We consider a situation where the robot is instructed by the operator to pick up a specific object and move it to another location: for example, Move the blue and white tissue box to the top right bin.
This dataset consists of RGBD images, bounding box annotations, destination box annotations, and text instructions.
dataset
├── en.train.jsonl
├── en.validation.jsonl
├── ja.train.jsonl
├── ja.validation.jsonl
├── image_file/
├── 1.png
├── 2.png
├── ....
└── 1180.png
All objects in each image are annotated with bounding boxes. Each bounding box is associated with a destination box and text instructions. In addition to RGB images, depth images are also available in PCD (Point Cloud Data) file format. Since the PCD files are relatively large (17GB), we provide them upon request. Please create a GitHub issue for the request.
The bounding box annotations, destination box annotations, and text instructions are provided in en.train.jsonl
, en.validation.jsonl
, ja.train.jsonl
, ja.validation.jsonl
which are all in
JSON Lines text file format.
Each line of these files represents the annotations for one image. We recommend to use jq or other JSON tools for pretty-printing.
$ jq -r '.' dataset/en.train.jsonl | head -30
{
"image_file": "1.png",
"pcd_file": "1.pcd",
"objects": [
{
"dest_box": "tl",
"bbox": {
"x": 649.7302,
"y": 654.038,
"width": 171.1864,
"height": 235.914
},
"instructions": [
"Put the green package next to the mustard in the first box on the left with the white circle.",
"pick up the green sachet and put it in the upper left box",
"Move the green and white package with asian scripture to the top left box."
]
},
...
- [English] Jun Hatori, Yuta Kikuchi, Sosuke Kobayashi, Kuniyuki Takahashi, Yuta Tsuboi, Yuya Unno, Wilson Ko, Jethro Tan. Interactively Picking Real-World Objects with Unconstrained Spoken Language Instructions, Proceedings of International Conference on Robotics and Automation (ICRA2018), 2018. ICRA Best Paper Award on Human-Robot Interaction (HRI), project page, paper content on arxiv (The first 6 authors are contributed equally and ordered alphabetically.)

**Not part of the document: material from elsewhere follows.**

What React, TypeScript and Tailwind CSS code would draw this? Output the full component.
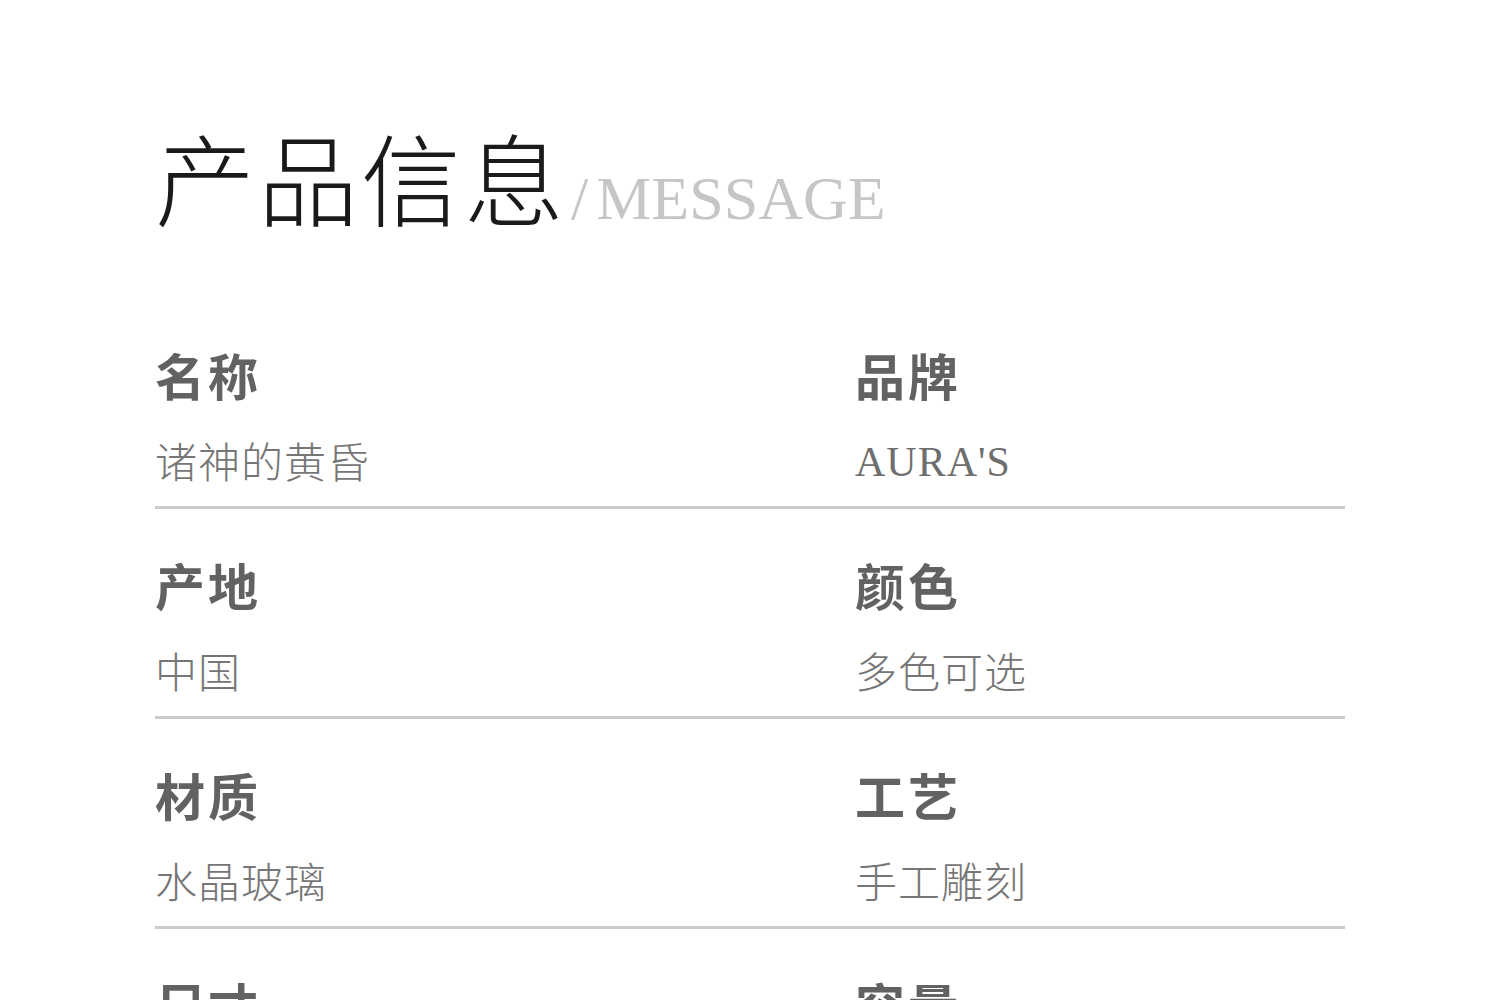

- [Japanese] 羽鳥 潤, 菊池 悠太, 小林 颯介, 高橋 城志, 坪井 祐太, 海野 裕也, Wilson Ko, Jethro Tan. 実世界におけるインタラクティブな物体指示, 言語処理学会第21回年次大会(NLP2018), 2018. (最初の6人は全員筆頭著者であり貢献度に差はない)
file name | #image | #bounding box | #instruction |
---|---|---|---|
en.train.json | 1060 | 25500 | 71701 |
en.validation.json | 20 | 353 | 898 |
ja.train.json | 1060 | 25500 | 76551 |
ja.validation.json | 20 | 383 | 1149 |
Note that since some of the annotations include misspelling and do not appropriately specify target objects in the English validation set, we manually reviewed all the text instructions in the validation set and removed inappropriate instructions.
The images and annotations in this dataset belong to Preferred Networks, Inc. and are licensed under a Creative Commons Attribution 4.0 License.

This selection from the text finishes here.